- Born: c. 1518
- Died: 1540
- Noble family: House of Ernuszt
- Spouse: Anna Keglević
- Issue: none
- Father: John II Ernuszt
- Mother: Barbara Ország

= Caspar Ernuszt =

Hungarian noble

Caspar Ernuszt de Csáktornya (csáktornyai Ernuszt Gáspár; c. 1518 – after 27 June 1540) was a Hungarian noble, the last male member of the Ernuszt family.

==Life==
He was a member of a Hungarian-Croatian noble family of Jewish origin, founded by his paternal grandfather, John I Ernuszt. Caspar was the youngest son of John II Ernuszt, Ban of Croatia, Dalmatia and Slavonia and his third wife, Barbara Ország. He had an elder brother Farkas, mentioned in records between 1522 and 10 September 1528. He also had two elder half-brothers, Francis and John III through his father and a half-brother (Sigismund) through his mother. John II Ernuszt also adopted his second wife Margaret of Sagan's orphans, John Bánffy, Palatine of Hungary, author Katalin Bánffy and Margaret Bánffy.

He married Anna Keglević, daughter of Petar Keglević, Ban of Croatia in 1539. Their marriage did not produce children.

Caspar took part in many battles against the Ottomans, leading his banderium, a kind of military unit, and even counter-attacked the enemy in already occupied parts of Croatia and Slavonia. Nevertheless, Ottoman numerical superiority was decisive and Croats were forced to retreat more and more to the west and northwest. One of the ways used for population to flee lead through the Caspar's Međimurje County. He himself helped people by setting ferries on the Drava and Mura river which enabled the refugees to cross them and go further north to reach western Hungary, which was still not occupied.

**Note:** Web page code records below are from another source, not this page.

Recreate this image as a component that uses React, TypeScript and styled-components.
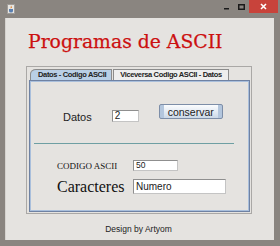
import styled, { createGlobalStyle } from "styled-components";

const Global = createGlobalStyle`
  body {
    margin: 0;
    background: #8a8580;
  }
`;

const Frame = styled.div`
  width: 280px;
  height: 246px;
  background: #8a8580;
  display: flex;
  flex-direction: column;
  box-sizing: border-box;
  padding: 0 6px 6px 5px;
`;

const TitleBar = styled.div`
  height: 18px;
  display: flex;
  align-items: flex-start;
  margin-right: -4px;
`;

const AppIcon = styled.svg`
  margin: 4px 0 0 2px;
`;

const Spacer = styled.div`
  flex: 1;
`;

const WinButton = styled.div<{ $close?: boolean }>`
  width: ${(p) => (p.$close ? "29px" : "15px")};
  height: 13px;
  display: flex;
  align-items: center;
  justify-content: center;
  background: ${(p) => (p.$close ? "#c8433b" : "transparent")};
`;

const Body = styled.div`
  flex: 1;
  background: #e5e3e0;
  border-left: 1px solid #d6d3cf;
  display: flex;
  flex-direction: column;
`;

const Heading = styled.h1`
  margin: 12px 0 0 22px;
  font-family: "DejaVu Serif", serif;
  font-weight: normal;
  font-size: 18.8px;
  line-height: 23px;
  color: #cc1010;
  -webkit-text-stroke: 0.25px #cc1010;
`;

const PaneBox = styled.div`
  margin: 13px 0 0 20px;
  width: 226px;
  height: 148px;
  box-sizing: border-box;
  border: 1px solid #aaa8a6;
  padding: 2px 1px 1px 2px;
  display: flex;
  flex-direction: column;
`;

const TabStrip = styled.div`
  display: flex;
  height: 11px;
  gap: 1px;
  padding-left: 1px;
`;

const Tab = styled.div<{ $active?: boolean }>`
  height: 11px;
  box-sizing: border-box;
  padding: 0 ${(p) => (p.$active ? "5px 0 7px" : "6px")};
  border: 1px solid #8c8c8c;
  border-bottom: none;
  border-top-left-radius: ${(p) => (p.$active ? "6px 5px" : "0")};
  background: ${(p) => (p.$active ? "#b9cfe6" : "#eeeeee")};
  font-family: "Liberation Sans", Arial, sans-serif;
  font-weight: bold;
  font-size: 7.5px;
  letter-spacing: -0.35px;
  line-height: 10px;
  color: #222222;
  white-space: nowrap;
`;

const Content = styled.div`
  flex: 1;
  border: 1px solid #6f82a3;
  box-shadow: inset 1px 1px 0 #a9bfdc, inset -1px -1px 0 #a9bfdc;
  display: flex;
  flex-direction: column;
`;

const TopRow = styled.div`
  display: flex;
  align-items: flex-start;
  margin: 23px 0 0 33px;
`;

const SansLabel = styled.span`
  font-family: "Liberation Sans", Arial, sans-serif;
  font-size: 11px;
  line-height: 12px;
  color: #222222;
  margin-top: 7px;
`;

const Field = styled.div<{ $w: number; $h: number; $size: number }>`
  width: ${(p) => p.$w}px;
  height: ${(p) => p.$h}px;
  box-sizing: border-box;
  background: #ffffff;
  border: 1px solid #8f8f8f;
  border-right-color: #c4c4c4;
  border-bottom-color: #c4c4c4;
  padding-left: 2px;
  font-family: "Liberation Sans", Arial, sans-serif;
  font-size: ${(p) => p.$size}px;
  line-height: ${(p) => p.$h - 2}px;
  color: #222222;
`;

const DatosField = styled(Field)`
  margin: 6px 0 0 20px;
`;

const Button = styled.div`
  margin-left: 20px;
  width: 64px;
  height: 15px;
  box-sizing: border-box;
  border: 1px solid #7d8ea8;
  border-radius: 2px;
  background: linear-gradient(
      to right,
      #b3c6dd 0,
      #b3c6dd 4px,
      transparent 4px,
      transparent calc(100% - 4px),
      #b3c6dd calc(100% - 4px)
    ),
    linear-gradient(to bottom, #fbfcfe, #dfe8f2 60%, #cbd8e7);
  display: flex;
  align-items: center;
  justify-content: center;
  font-family: "Liberation Sans", Arial, sans-serif;
  font-size: 10.5px;
  color: #222222;
`;

const Separator = styled.div`
  margin: 20px 0 0 4px;
  width: 200px;
  height: 1px;
  background: #6e9fa3;
`;

const FormGrid = styled.div`
  display: grid;
  grid-template-columns: 76px auto;
  align-items: center;
  row-gap: 7px;
  margin: 16px 0 0 27px;
`;

const SerifLabel = styled.span<{ $size: number }>`
  font-family: "Liberation Serif", "Times New Roman", serif;
  font-size: ${(p) => p.$size}px;
  line-height: ${(p) => p.$size + 1}px;
  color: #111111;
`;

const Footer = styled.div`
  margin-top: 10px;
  text-align: center;
  padding-right: 3px;
  font-family: "Liberation Sans", Arial, sans-serif;
  font-size: 8.5px;
  line-height: 10px;
  color: #222222;
`;

export default function App() {
  return (
    <>
      <Global />
      <Frame>
        <TitleBar>
          <AppIcon width="8" height="10" viewBox="0 0 8 10">
            <rect x="0.5" y="0.5" width="7" height="9" fill="#e8e6e2" stroke="#a09c98" />
            <path d="M4 1.5 L5 3.5 L3.5 4.5 Z" fill="#e07818" />
            <path d="M2 5 H6 V7 Q6 8.5 4 8.5 Q2 8.5 2 7 Z" fill="#5a7fb0" />
          </AppIcon>
          <Spacer />
          <WinButton>
            <svg width="6" height="6" viewBox="0 0 6 6">
              <rect x="0" y="4" width="5" height="1.5" fill="#1a1a1a" />
            </svg>
          </WinButton>
          <WinButton>
            <svg width="7" height="6" viewBox="0 0 7 6">
              <rect x="0.75" y="0.75" width="5.5" height="4.5" fill="none" stroke="#1a1a1a" strokeWidth="1.5" />
            </svg>
          </WinButton>
          <WinButton $close>
            <svg width="7" height="7" viewBox="0 0 7 7">
              <path d="M1 1 L6 6 M6 1 L1 6" stroke="#ffffff" strokeWidth="1.6" />
            </svg>
          </WinButton>
        </TitleBar>
        <Body>
          <Heading>Programas de ASCII</Heading>
          <PaneBox>
            <TabStrip>
              <Tab $active>Datos - Codigo ASCII</Tab>
              <Tab>Viceversa Codigo ASCII - Datos</Tab>
            </TabStrip>
            <Content>
              <TopRow>
                <SansLabel>Datos</SansLabel>
                <DatosField $w={27} $h={12} $size={10}>
                  2
                </DatosField>
                <Button>conservar</Button>
              </TopRow>
              <Separator />
              <FormGrid>
                <SerifLabel $size={9}>CODIGO ASCII</SerifLabel>
                <Field $w={45} $h={11} $size={8.5}>
                  50
                </Field>
                <SerifLabel $size={16}>Caracteres</SerifLabel>
                <Field $w={93} $h={15} $size={10}>
                  Numero
                </Field>
              </FormGrid>
            </Content>
          </PaneBox>
          <Footer>Design by Artyom</Footer>
        </Body>
      </Frame>
    </>
  );
}
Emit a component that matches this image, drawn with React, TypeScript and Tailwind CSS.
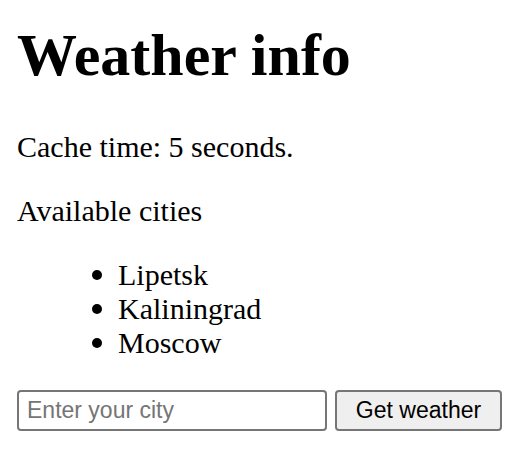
import React from "react";

const cities = ["Lipetsk", "Kaliningrad", "Moscow"];

export default function App() {
  return (
    <div className="min-h-screen bg-white pl-[17px] pt-[21px] text-black font-['Liberation_Serif',serif]">
      <h1 className="text-[60px] font-bold leading-[68px]">Weather info</h1>
      <p className="mt-[41px] text-[30px] leading-[34px]">Cache time: 5 seconds.</p>
      <p className="mt-[30px] text-[30px] leading-[34px]">Available cities</p>
      <ul className="mt-[30px] pl-[75px] text-[30px] leading-[34px]">
        {cities.map((c) => (
          <li key={c} className="flex items-center gap-[16px]">
            <span className="block h-[10px] w-[10px] rounded-full bg-black" />
            <span>{c}</span>
          </li>
        ))}
      </ul>
      <div className="mt-[30px] flex gap-[8px]">
        <input
          type="text"
          placeholder="Enter your city"
          className="h-[41px] w-[310px] rounded-[4px] border-2 border-[#767676] bg-white pl-[8px] text-[23px] text-black placeholder:text-[#757575] outline-none font-['Liberation_Sans',Arial,sans-serif]"
        />
        <button
          type="button"
          className="h-[41px] w-[167px] rounded-[4px] border-2 border-[#767676] bg-[#efefef] text-[23px] text-black font-['Liberation_Sans',Arial,sans-serif]"
        >
          Get weather
        </button>
      </div>
    </div>
  );
}
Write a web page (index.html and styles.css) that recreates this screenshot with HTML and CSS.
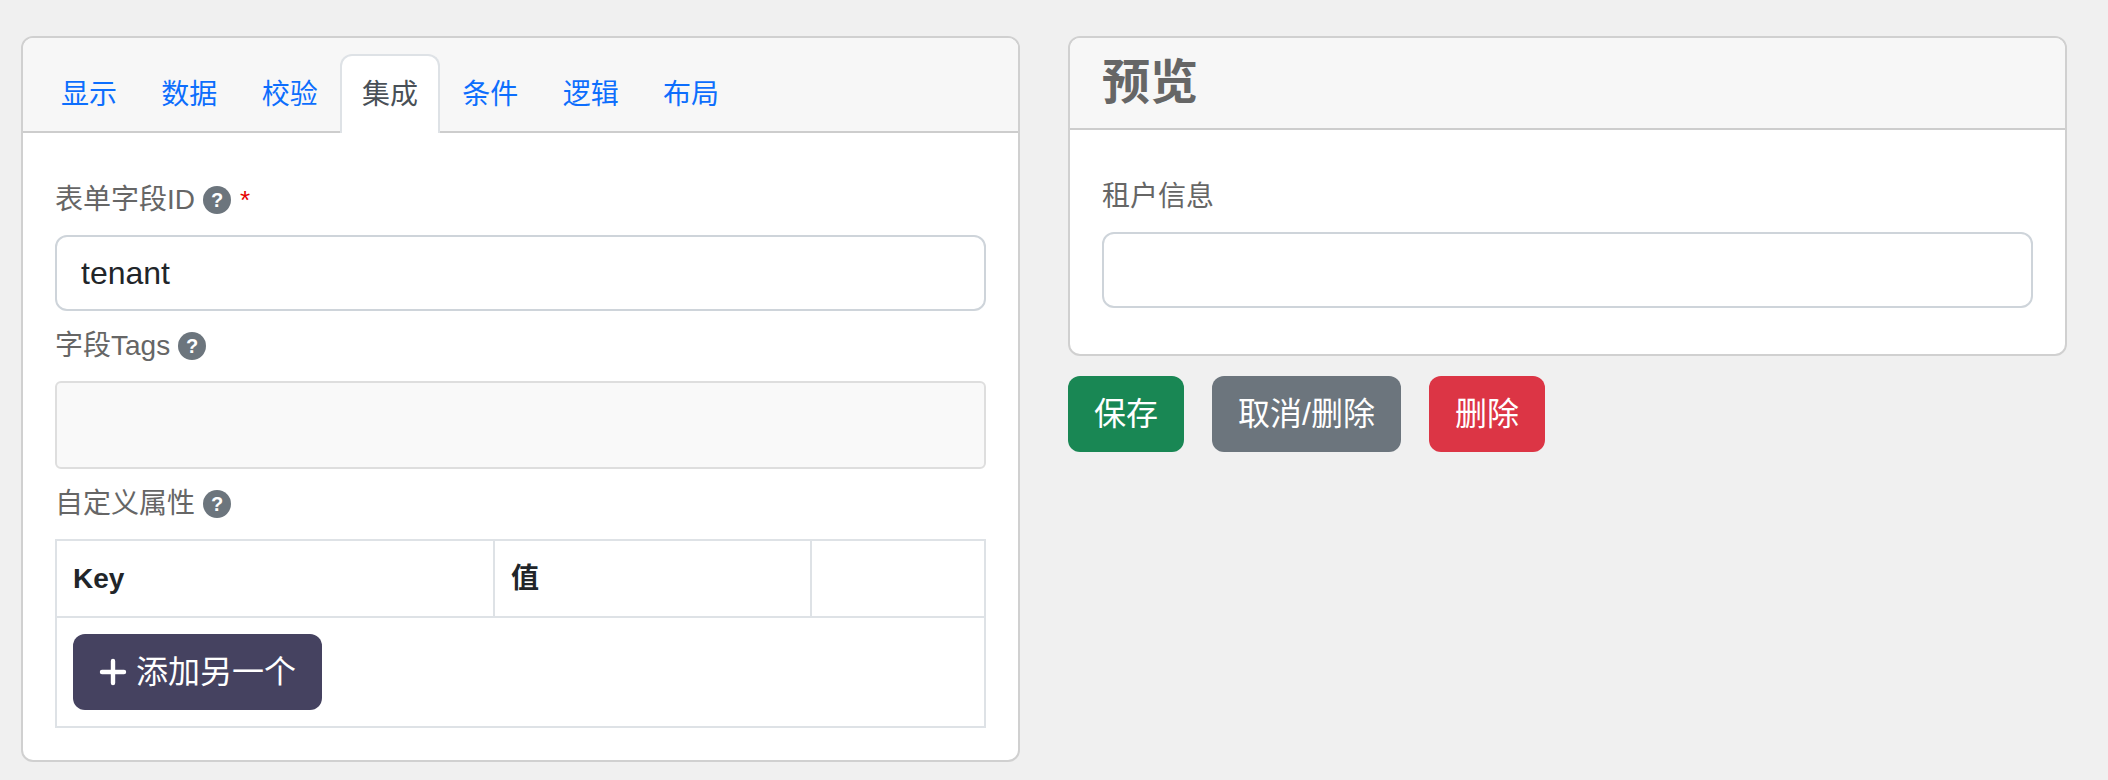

Following his father's death in 1528, Caspar inherited all of the family possessions and became lord of Csáktornya (Čakovec, Croatia), as his brother Francis was killed in the Battle of Mohács, and his two other brothers, John III and Farkas had died by 1528. Following his father's death, Caspar initiated a new lawsuit in August 1536 in the charge of the falsification of his uncle Sigismund Ernuszt's last will and embezzlement of the Ernuszt heritage (1,3 million gold florins) in 1505. But no judgment was ever proclaimed. According to Ban Ferenc Batthyány's one letter, Caspar was already sick on 27 June 1540. Caspar died before the suit came to an end. With his death the whole Ernuszt family disappeared. After Caspar's death, his father-in-law Petar Keglević assumed ownership of his possessions in Međimurje.